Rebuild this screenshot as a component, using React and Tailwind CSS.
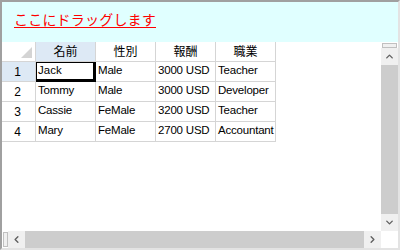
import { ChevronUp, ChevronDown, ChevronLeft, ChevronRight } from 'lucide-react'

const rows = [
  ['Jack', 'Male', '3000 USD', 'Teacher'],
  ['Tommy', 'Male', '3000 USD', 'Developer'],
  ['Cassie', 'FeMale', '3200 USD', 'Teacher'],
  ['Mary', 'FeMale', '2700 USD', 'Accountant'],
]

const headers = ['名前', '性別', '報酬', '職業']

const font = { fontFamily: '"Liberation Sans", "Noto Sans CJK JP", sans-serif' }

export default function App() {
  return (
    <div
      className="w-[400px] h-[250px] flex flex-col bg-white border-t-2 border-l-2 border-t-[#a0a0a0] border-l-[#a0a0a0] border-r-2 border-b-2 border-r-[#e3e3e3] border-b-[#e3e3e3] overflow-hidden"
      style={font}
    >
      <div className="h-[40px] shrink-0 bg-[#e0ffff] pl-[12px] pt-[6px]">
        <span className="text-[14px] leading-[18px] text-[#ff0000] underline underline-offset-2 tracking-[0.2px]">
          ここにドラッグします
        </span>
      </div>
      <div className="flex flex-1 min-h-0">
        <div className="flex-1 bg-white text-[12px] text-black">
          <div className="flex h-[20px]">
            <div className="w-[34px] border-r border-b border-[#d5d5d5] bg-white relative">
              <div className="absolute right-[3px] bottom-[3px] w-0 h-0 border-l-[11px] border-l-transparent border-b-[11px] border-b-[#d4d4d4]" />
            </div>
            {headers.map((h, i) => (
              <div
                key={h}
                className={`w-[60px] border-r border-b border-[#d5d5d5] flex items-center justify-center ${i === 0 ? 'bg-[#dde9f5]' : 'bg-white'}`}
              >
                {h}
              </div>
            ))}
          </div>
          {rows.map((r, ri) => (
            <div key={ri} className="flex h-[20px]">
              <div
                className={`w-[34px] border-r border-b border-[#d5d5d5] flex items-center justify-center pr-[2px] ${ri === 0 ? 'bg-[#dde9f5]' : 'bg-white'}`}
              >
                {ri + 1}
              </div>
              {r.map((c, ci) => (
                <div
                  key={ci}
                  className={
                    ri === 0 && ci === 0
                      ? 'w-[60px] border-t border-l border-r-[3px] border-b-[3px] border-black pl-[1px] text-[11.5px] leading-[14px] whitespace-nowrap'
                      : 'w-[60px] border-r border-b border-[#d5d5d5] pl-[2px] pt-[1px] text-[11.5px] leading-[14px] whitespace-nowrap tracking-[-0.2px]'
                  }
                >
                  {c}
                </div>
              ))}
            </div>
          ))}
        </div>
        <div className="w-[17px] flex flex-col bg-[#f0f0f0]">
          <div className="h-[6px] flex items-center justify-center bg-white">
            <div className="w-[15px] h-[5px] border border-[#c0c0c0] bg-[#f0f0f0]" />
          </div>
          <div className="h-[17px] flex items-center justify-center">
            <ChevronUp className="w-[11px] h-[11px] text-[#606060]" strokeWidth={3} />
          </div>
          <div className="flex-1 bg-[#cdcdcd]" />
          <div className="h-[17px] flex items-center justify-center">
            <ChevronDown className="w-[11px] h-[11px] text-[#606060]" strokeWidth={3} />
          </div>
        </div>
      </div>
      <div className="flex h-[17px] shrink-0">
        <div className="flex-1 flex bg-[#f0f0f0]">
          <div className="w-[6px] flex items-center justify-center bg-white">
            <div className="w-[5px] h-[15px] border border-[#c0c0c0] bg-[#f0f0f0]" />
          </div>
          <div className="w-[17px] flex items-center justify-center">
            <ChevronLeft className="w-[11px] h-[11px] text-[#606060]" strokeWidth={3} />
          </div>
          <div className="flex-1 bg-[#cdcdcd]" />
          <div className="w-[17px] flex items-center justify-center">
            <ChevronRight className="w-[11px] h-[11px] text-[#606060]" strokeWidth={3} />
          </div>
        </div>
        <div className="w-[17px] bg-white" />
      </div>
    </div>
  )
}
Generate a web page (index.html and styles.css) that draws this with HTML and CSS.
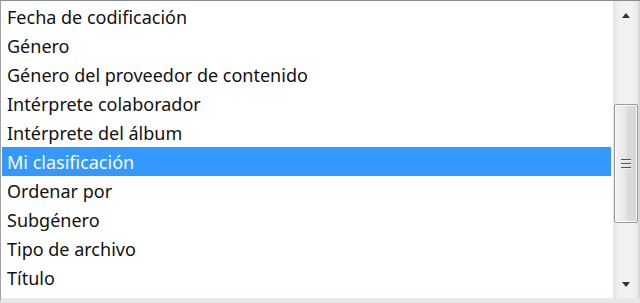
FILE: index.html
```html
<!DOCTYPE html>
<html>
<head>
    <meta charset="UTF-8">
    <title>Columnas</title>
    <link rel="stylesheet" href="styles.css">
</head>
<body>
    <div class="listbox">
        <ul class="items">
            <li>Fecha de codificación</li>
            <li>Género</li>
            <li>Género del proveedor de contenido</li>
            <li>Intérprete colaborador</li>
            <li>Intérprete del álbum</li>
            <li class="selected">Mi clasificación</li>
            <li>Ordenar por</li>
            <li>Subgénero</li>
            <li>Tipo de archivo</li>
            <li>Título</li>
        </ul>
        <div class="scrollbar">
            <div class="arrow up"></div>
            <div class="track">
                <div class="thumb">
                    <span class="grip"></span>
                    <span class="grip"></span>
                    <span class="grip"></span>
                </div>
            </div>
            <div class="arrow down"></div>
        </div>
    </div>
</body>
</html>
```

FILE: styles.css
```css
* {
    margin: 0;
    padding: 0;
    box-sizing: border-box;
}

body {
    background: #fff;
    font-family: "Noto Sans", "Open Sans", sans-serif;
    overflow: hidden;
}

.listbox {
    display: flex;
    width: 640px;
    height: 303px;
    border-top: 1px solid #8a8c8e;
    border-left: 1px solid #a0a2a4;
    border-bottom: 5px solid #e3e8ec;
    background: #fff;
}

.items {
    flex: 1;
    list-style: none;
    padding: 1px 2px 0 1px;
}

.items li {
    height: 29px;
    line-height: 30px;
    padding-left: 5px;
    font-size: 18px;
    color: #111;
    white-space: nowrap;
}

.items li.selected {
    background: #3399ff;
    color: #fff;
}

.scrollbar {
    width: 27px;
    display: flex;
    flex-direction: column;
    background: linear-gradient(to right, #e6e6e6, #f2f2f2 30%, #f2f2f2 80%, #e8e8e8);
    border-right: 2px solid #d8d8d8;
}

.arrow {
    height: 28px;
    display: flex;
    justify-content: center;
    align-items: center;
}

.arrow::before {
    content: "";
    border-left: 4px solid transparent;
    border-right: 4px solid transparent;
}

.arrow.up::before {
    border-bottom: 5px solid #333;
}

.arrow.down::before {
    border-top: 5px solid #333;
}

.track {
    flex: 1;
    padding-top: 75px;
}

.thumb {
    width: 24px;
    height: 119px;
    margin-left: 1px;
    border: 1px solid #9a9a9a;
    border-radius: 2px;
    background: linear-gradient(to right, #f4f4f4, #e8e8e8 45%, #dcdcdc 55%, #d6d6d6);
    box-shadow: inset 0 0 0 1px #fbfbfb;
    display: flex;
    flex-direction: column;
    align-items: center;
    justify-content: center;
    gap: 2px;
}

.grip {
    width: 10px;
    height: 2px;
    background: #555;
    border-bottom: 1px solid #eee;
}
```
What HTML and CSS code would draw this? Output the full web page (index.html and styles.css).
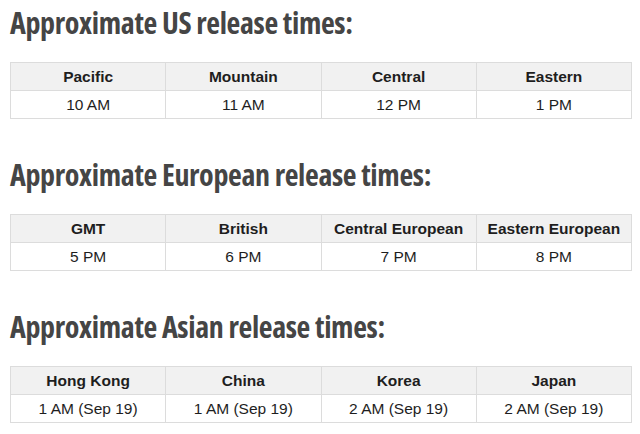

* _Stated exercise_:
Extract all the entries word for word; omit any pictures.

* _Task result_:
Rebuild this screenshot as a component, using React and Tailwind CSS.
import { ChevronUp, ChevronDown, ChevronLeft, ChevronRight } from 'lucide-react'

const rows = [
  ['Jack', 'Male', '3000 USD', 'Teacher'],
  ['Tommy', 'Male', '3000 USD', 'Developer'],
  ['Cassie', 'FeMale', '3200 USD', 'Teacher'],
  ['Mary', 'FeMale', '2700 USD', 'Accountant'],
]

const headers = ['名前', '性別', '報酬', '職業']

const font = { fontFamily: '"Liberation Sans", "Noto Sans CJK JP", sans-serif' }

export default function App() {
  return (
    <div
      className="w-[400px] h-[250px] flex flex-col bg-white border-t-2 border-l-2 border-t-[#a0a0a0] border-l-[#a0a0a0] border-r-2 border-b-2 border-r-[#e3e3e3] border-b-[#e3e3e3] overflow-hidden"
      style={font}
    >
      <div className="h-[40px] shrink-0 bg-[#e0ffff] pl-[12px] pt-[6px]">
        <span className="text-[14px] leading-[18px] text-[#ff0000] underline underline-offset-2 tracking-[0.2px]">
          ここにドラッグします
        </span>
      </div>
      <div className="flex flex-1 min-h-0">
        <div className="flex-1 bg-white text-[12px] text-black">
          <div className="flex h-[20px]">
            <div className="w-[34px] border-r border-b border-[#d5d5d5] bg-white relative">
              <div className="absolute right-[3px] bottom-[3px] w-0 h-0 border-l-[11px] border-l-transparent border-b-[11px] border-b-[#d4d4d4]" />
            </div>
            {headers.map((h, i) => (
              <div
                key={h}
                className={`w-[60px] border-r border-b border-[#d5d5d5] flex items-center justify-center ${i === 0 ? 'bg-[#dde9f5]' : 'bg-white'}`}
              >
                {h}
              </div>
            ))}
          </div>
          {rows.map((r, ri) => (
            <div key={ri} className="flex h-[20px]">
              <div
                className={`w-[34px] border-r border-b border-[#d5d5d5] flex items-center justify-center pr-[2px] ${ri === 0 ? 'bg-[#dde9f5]' : 'bg-white'}`}
              >
                {ri + 1}
              </div>
              {r.map((c, ci) => (
                <div
                  key={ci}
                  className={
                    ri === 0 && ci === 0
                      ? 'w-[60px] border-t border-l border-r-[3px] border-b-[3px] border-black pl-[1px] text-[11.5px] leading-[14px] whitespace-nowrap'
                      : 'w-[60px] border-r border-b border-[#d5d5d5] pl-[2px] pt-[1px] text-[11.5px] leading-[14px] whitespace-nowrap tracking-[-0.2px]'
                  }
                >
                  {c}
                </div>
              ))}
            </div>
          ))}
        </div>
        <div className="w-[17px] flex flex-col bg-[#f0f0f0]">
          <div className="h-[6px] flex items-center justify-center bg-white">
            <div className="w-[15px] h-[5px] border border-[#c0c0c0] bg-[#f0f0f0]" />
          </div>
          <div className="h-[17px] flex items-center justify-center">
            <ChevronUp className="w-[11px] h-[11px] text-[#606060]" strokeWidth={3} />
          </div>
          <div className="flex-1 bg-[#cdcdcd]" />
          <div className="h-[17px] flex items-center justify-center">
            <ChevronDown className="w-[11px] h-[11px] text-[#606060]" strokeWidth={3} />
          </div>
        </div>
      </div>
      <div className="flex h-[17px] shrink-0">
        <div className="flex-1 flex bg-[#f0f0f0]">
          <div className="w-[6px] flex items-center justify-center bg-white">
            <div className="w-[5px] h-[15px] border border-[#c0c0c0] bg-[#f0f0f0]" />
          </div>
          <div className="w-[17px] flex items-center justify-center">
            <ChevronLeft className="w-[11px] h-[11px] text-[#606060]" strokeWidth={3} />
          </div>
          <div className="flex-1 bg-[#cdcdcd]" />
          <div className="w-[17px] flex items-center justify-center">
            <ChevronRight className="w-[11px] h-[11px] text-[#606060]" strokeWidth={3} />
          </div>
        </div>
        <div className="w-[17px] bg-white" />
      </div>
    </div>
  )
}
Generate a web page (index.html and styles.css) that draws this with HTML and CSS.
FILE: index.html
```html
<!DOCTYPE html>
<html>
<head>
    <meta charset="UTF-8">
    <title>Columnas</title>
    <link rel="stylesheet" href="styles.css">
</head>
<body>
    <div class="listbox">
        <ul class="items">
            <li>Fecha de codificación</li>
            <li>Género</li>
            <li>Género del proveedor de contenido</li>
            <li>Intérprete colaborador</li>
            <li>Intérprete del álbum</li>
            <li class="selected">Mi clasificación</li>
            <li>Ordenar por</li>
            <li>Subgénero</li>
            <li>Tipo de archivo</li>
            <li>Título</li>
        </ul>
        <div class="scrollbar">
            <div class="arrow up"></div>
            <div class="track">
                <div class="thumb">
                    <span class="grip"></span>
                    <span class="grip"></span>
                    <span class="grip"></span>
                </div>
            </div>
            <div class="arrow down"></div>
        </div>
    </div>
</body>
</html>
```

FILE: styles.css
```css
* {
    margin: 0;
    padding: 0;
    box-sizing: border-box;
}

body {
    background: #fff;
    font-family: "Noto Sans", "Open Sans", sans-serif;
    overflow: hidden;
}

.listbox {
    display: flex;
    width: 640px;
    height: 303px;
    border-top: 1px solid #8a8c8e;
    border-left: 1px solid #a0a2a4;
    border-bottom: 5px solid #e3e8ec;
    background: #fff;
}

.items {
    flex: 1;
    list-style: none;
    padding: 1px 2px 0 1px;
}

.items li {
    height: 29px;
    line-height: 30px;
    padding-left: 5px;
    font-size: 18px;
    color: #111;
    white-space: nowrap;
}

.items li.selected {
    background: #3399ff;
    color: #fff;
}

.scrollbar {
    width: 27px;
    display: flex;
    flex-direction: column;
    background: linear-gradient(to right, #e6e6e6, #f2f2f2 30%, #f2f2f2 80%, #e8e8e8);
    border-right: 2px solid #d8d8d8;
}

.arrow {
    height: 28px;
    display: flex;
    justify-content: center;
    align-items: center;
}

.arrow::before {
    content: "";
    border-left: 4px solid transparent;
    border-right: 4px solid transparent;
}

.arrow.up::before {
    border-bottom: 5px solid #333;
}

.arrow.down::before {
    border-top: 5px solid #333;
}

.track {
    flex: 1;
    padding-top: 75px;
}

.thumb {
    width: 24px;
    height: 119px;
    margin-left: 1px;
    border: 1px solid #9a9a9a;
    border-radius: 2px;
    background: linear-gradient(to right, #f4f4f4, #e8e8e8 45%, #dcdcdc 55%, #d6d6d6);
    box-shadow: inset 0 0 0 1px #fbfbfb;
    display: flex;
    flex-direction: column;
    align-items: center;
    justify-content: center;
    gap: 2px;
}

.grip {
    width: 10px;
    height: 2px;
    background: #555;
    border-bottom: 1px solid #eee;
}
```
What HTML and CSS code would draw this? Output the full web page (index.html and styles.css).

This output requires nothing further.